Back feed (DC circuit)

Thread Starter

Ringojames

Joined Nov 27, 2013
13
Hi, I am trying to find out about back feed in DC circuits. What causes it. How it happens. Examples of it. Etc.
I cannot find anything on the Internet to help me on this and it's really frustrating not being able to understand the basic principles of it. I cannot seem to understand why a current would go back down a cable??? I didn't think this was possible???

Thanks for taking the time to help me
 

Thread Starter

Ringojames

Joined Nov 27, 2013
13
I don't really know! All I know (or I think I know) is current can back feed and you can use a diode to block it. (I understand how a diode works) what I don't get is WHY would a current decide to go the opposite way it should be travelling. What would cause this (if this is in fact what a back feed is)
 

nsaspook

Joined Aug 27, 2009
13,265
I don't really know! All I know (or I think I know) is current can back feed and you can use a diode to block it. (I understand how a diode works) what I don't get is WHY would a current decide to go the opposite way it should be travelling. What would cause this (if this is in fact what a back feed is)
I'm guessing about the root of your question.

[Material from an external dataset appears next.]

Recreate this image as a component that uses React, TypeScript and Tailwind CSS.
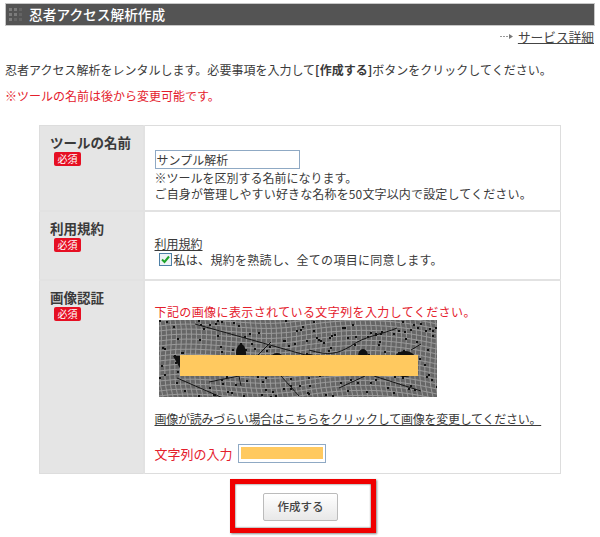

You can think of it as several buckets ([A] higher, lower) of 'energy' each with different amounts of energy from zero to some higher level. If you connect those buckets with a wire forming a circuit the 'system of buckets' [AB] will tend to equalize to a common energy level in all buckets by moving energy using the wires charge of electrons (current) to each other in the travel direction that requires. The travel direction by convention is from 'positive' higher level to 'negative' lower level so if you insert a device (diode) in the wire that only allows current travel from A to B, if B is filled higher by some external source than A, B can't transfer energy to A by moving that charge because of the diode.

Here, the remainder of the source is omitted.